Computational Complexity of Learning Efficiently Generatable Pure States
- URL: http://arxiv.org/abs/2410.04373v1
- Date: Sun, 6 Oct 2024 06:25:36 GMT
- Title: Computational Complexity of Learning Efficiently Generatable Pure States
- Authors: Taiga Hiroka, Min-Hsiu Hsieh,
- Abstract summary: We study the computational complexity of quantum state learning.
We show that if unknown quantum states are promised to be pure states and efficiently generateable, then there exists a quantum time algorithm.
We also observe the connection between the hardness of learning quantum states and quantum cryptography.

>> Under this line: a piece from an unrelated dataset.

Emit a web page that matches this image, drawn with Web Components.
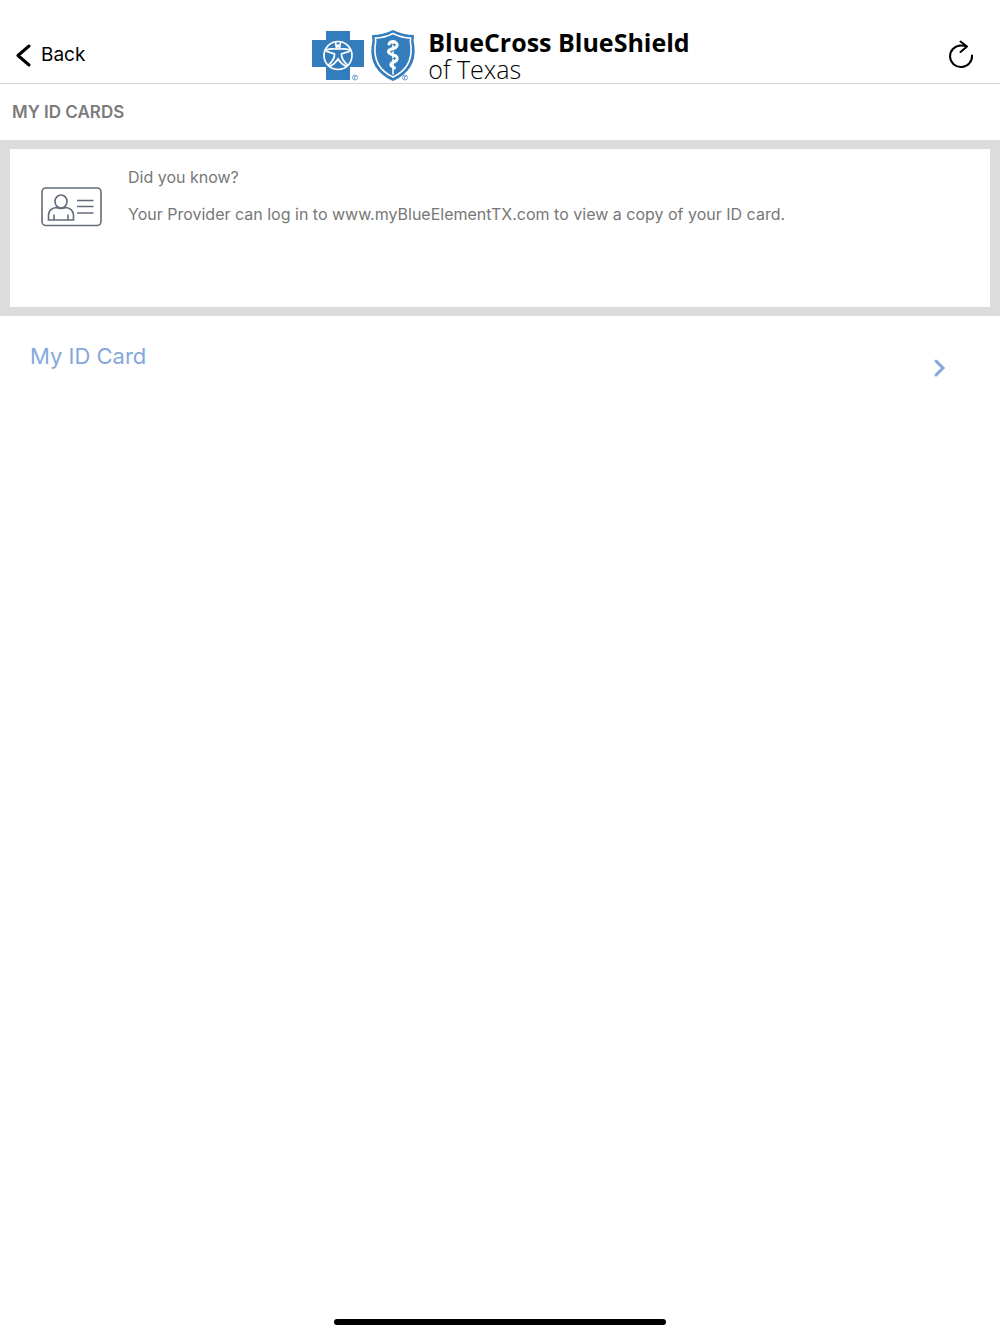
<!DOCTYPE html>
<html lang="en">
<head>
<meta charset="utf-8">
<meta name="viewport" content="width=device-width, initial-scale=1">
<title>My ID Cards</title>
<style>
    body {
        margin: 0;
        background: #fff;
        color: #000;
        font-family: Inter, "Liberation Sans", sans-serif;
    }
</style>
</head>
<body>

<id-cards-app>
    <app-header slot="header">
        <nav-button slot="start" icon="back">Back</nav-button>
        <brand-logo>
            <span slot="name">BlueCross BlueShield</span>
            <span slot="region">of Texas</span>
        </brand-logo>
        <nav-button slot="end" icon="reload" label="Reload"></nav-button>
    </app-header>
    <section-title>MY ID CARDS</section-title>
    <info-panel>
        <span slot="title">Did you know?</span>
        Your Provider can log in to www.myBlueElementTX.com to view a copy of your ID card.
    </info-panel>
    <card-link href="#id-card">My ID Card</card-link>
</id-cards-app>

<script>
const define = (name, html, setup) => {
    const template = document.createElement('template');
    template.innerHTML = html;

    customElements.define(name, class extends HTMLElement {
        constructor() {
            super();
            this.attachShadow({mode: 'open'});
            this.shadowRoot.appendChild(template.content.cloneNode(true));
        }

        connectedCallback() {
            if (setup) setup(this, this.shadowRoot);
        }
    });
};

define('id-cards-app', `
    <style>
        :host {
            display: flex;
            flex-direction: column;
            min-height: 100vh;
        }

        main {
            flex: 1;
        }

        footer {
            display: flex;
            justify-content: center;
            padding: 9px 0;
        }

        .indicator {
            width: 332px;
            max-width: 60%;
            height: 6px;
            border-radius: 3px;
            background: #000;
        }
    </style>

    <slot name="header"></slot>
    <main><slot></slot></main>
    <footer><div class="indicator"></div></footer>
`);

define('app-header', `
    <style>
        :host {
            display: block;
            border-bottom: 1px solid #d3d3d3;
        }

        header {
            display: grid;
            grid-template-columns: 1fr auto 1fr;
            align-items: center;
            padding: 28px 16px 1px;
        }

        .end {
            justify-self: end;
            padding-right: 8px;
        }
    </style>

    <header>
        <div><slot name="start"></slot></div>
        <slot></slot>
        <div class="end"><slot name="end"></slot></div>
    </header>
`);

const icons = {
    back: `<svg width="16" height="24" viewBox="0 0 16 24" fill="none" stroke="#000" stroke-width="3" stroke-linecap="round" stroke-linejoin="round">
        <path d="M13 3 2 12.500 13 22"/></svg>`,
    reload: `<svg width="28" height="30" viewBox="0 0 28 30" fill="none" stroke="#000" stroke-width="2" stroke-linecap="round" stroke-linejoin="round">
        <path d="M24 15.500A11 10.800 0 1 1 13 5.500Q16 5.500 19 6.500M12.500 1.500 19 6.500 12.500 12"/></svg>`
};

define('nav-button', `
    <style>
        :host {
            display: block;
        }

        button {
            display: flex;
            align-items: center;
            gap: 9px;
            padding: 0;
            border: none;
            background: none;
            color: inherit;
            font: 19px/24px Inter, "Liberation Sans", sans-serif;
        }

        .icon, svg {
            display: block;
        }
    </style>

    <button type="button"><span class="icon"></span><slot></slot></button>
`, (host, root) => {
    root.querySelector('.icon').innerHTML = icons[host.getAttribute('icon')];
    if (host.hasAttribute('label')) {
        root.querySelector('button').setAttribute('aria-label', host.getAttribute('label'));
    }
});

define('brand-logo', `
    <style>
        :host {
            display: flex;
            align-items: center;
            gap: 12px;
            font-family: "Open Sans", "Noto Sans", sans-serif;
            white-space: nowrap;
        }

        svg {
            display: block;
        }

        .name {
            font-size: 25px;
            line-height: 28px;
            font-weight: 700;
        }

        .region {
            font-size: 25px;
            line-height: 26px;
            font-weight: 300;
        }
    </style>

    <svg width="106" height="54" viewBox="0 0 106 54" aria-hidden="true">
        <path fill="#337dbd" d="M16 3H40V12H54V39H40V52H16V39H2V12H16Z"/>
        <g fill="none" stroke="#fff" stroke-width="1.700">
            <circle cx="28" cy="27.500" r="14"/>
            <path d="M15.500 22Q21 20.500 25 21H31Q35 20.500 40.500 22M15.500 23 24.500 26Q25 31 18.500 37M40.500 23 31.500 26Q31 31 37.500 37M19.500 38.500Q25 36 28 31Q31 36 36.500 38.500M25.500 14 26.500 20.500M30.500 14 29.500 20.500"/>
        </g>
        <circle cx="28" cy="18" r="1.800" fill="#fff"/>
        <path fill="#337dbd" d="M62 7Q73 7 83 2Q93 7 104 7Q103 12 104.500 19C106 34 99 46 83 53C67 46 60 34 61.500 19Q63 12 62 7Z"/>
        <path fill="none" stroke="#fff" stroke-width="1.600" d="M65.500 10Q74 10 83 5.500Q92 10 100.500 10Q100 14 101 19C102 33 96 43 83 49C70 43 64 33 65 19Q66 14 65.500 10Z"/>
        <path stroke="#fff" stroke-width="1.600" stroke-linecap="round" d="M83 13V46"/>
        <path fill="none" stroke="#fff" stroke-width="3" stroke-linecap="round" stroke-linejoin="round" d="M79 16Q81 12.500 85 14Q89.500 17 85 20Q77 21.500 79 25Q82 27 86 28Q89 31 85 33.500Q80 35 81 37.500L84.500 40"/>
        <path fill="none" stroke="#337dbd" d="M82.500 16.500H85M82 23H84.500M82.500 30.500H85"/>
        <g fill="none" stroke="#6ea3d2" stroke-width="1">
            <circle cx="45" cy="49.500" r="2.500"/>
            <circle cx="95" cy="49.500" r="2.500"/>
            <path d="M44.500 51V48.500H46M94.500 51V48.500H96"/>
        </g>
    </svg>
    <div>
        <div class="name"><slot name="name"></slot></div>
        <div class="region"><slot name="region"></slot></div>
    </div>
`);

define('section-title', `
    <style>
        :host {
            display: block;
            padding: 16px 12px;
        }

        h1 {
            margin: 0;
            color: #7b7b7b;
            font-size: 17px;
            line-height: 24px;
            font-weight: 600;
        }
    </style>

    <h1><slot></slot></h1>
`);

define('info-panel', `
    <style>
        :host {
            display: block;
            padding: 9px 10px;
            background: #dcdcdc;
        }

        section {
            display: flex;
            align-items: flex-start;
            gap: 26px;
            min-height: 142px;
            padding: 16px 31px 0;
            background: #fff;
            color: #777;
            font-size: 16px;
            line-height: 24px;
        }

        svg {
            flex: none;
            margin-top: 21px;
        }

        h2, p {
            margin: 0;
            font-size: inherit;
            font-weight: 400;
        }

        h2 {
            margin-bottom: 13px;
        }
    </style>

    <section>
        <svg width="61" height="42" viewBox="0 0 61 42" fill="none" stroke="#636b7b" stroke-width="1.600" aria-hidden="true">
            <rect x="1" y="2" width="59" height="37.500" rx="4"/>
            <ellipse cx="20" cy="15.500" rx="6" ry="6.500"/>
            <path d="M7.500 34V29Q8 22.500 15 21.500Q20 23.500 25 21.500Q32 22.500 32.500 29V34ZM13 34V28.500M27 34V28.500M36 14.500H52.500M36 20.500H52.500M36 27H52.500"/>
        </svg>
        <div>
            <h2><slot name="title"></slot></h2>
            <p><slot></slot></p>
        </div>
    </section>
`);

define('card-link', `
    <style>
        :host {
            display: block;
        }

        a {
            display: flex;
            justify-content: space-between;
            padding: 26px 53px 24px 30px;
            color: #85a8dc;
            font-size: 22px;
            line-height: 28px;
            text-decoration: none;
        }

        svg {
            margin-top: 16px;
        }
    </style>

    <a><slot></slot>
        <svg width="14" height="20" viewBox="0 0 14 20" fill="none" stroke="currentColor" stroke-width="3" stroke-linecap="round" aria-hidden="true">
            <path d="M3 3 10 10 3 17"/>
        </svg>
    </a>
`, (host, root) => {
    root.querySelector('a').href = host.getAttribute('href');
});
</script>
</body>
</html>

- Score: 11.180439223883962
- License: http://creativecommons.org/licenses/by/4.0/
- Abstract: Understanding the computational complexity of learning efficient classical programs in various learning models has been a fundamental and important question in classical computational learning theory. In this work, we study the computational complexity of quantum state learning, which can be seen as a quantum generalization of distributional learning introduced by Kearns et.al [STOC94]. Previous works by Chung and Lin [TQC21], and B\u{a}descu and O$'$Donnell [STOC21] study the sample complexity of the quantum state learning and show that polynomial copies are sufficient if unknown quantum states are promised efficiently generatable. However, their algorithms are inefficient, and the computational complexity of this learning problem remains unresolved. In this work, we study the computational complexity of quantum state learning when the states are promised to be efficiently generatable. We show that if unknown quantum states are promised to be pure states and efficiently generateable, then there exists a quantum polynomial time algorithm $A$ and a language $L \in PP$ such that $A^L$ can learn its classical description. We also observe the connection between the hardness of learning quantum states and quantum cryptography. We show that the existence of one-way state generators with pure state outputs is equivalent to the average-case hardness of learning pure states. Additionally, we show that the existence of EFI implies the average-case hardness of learning mixed states.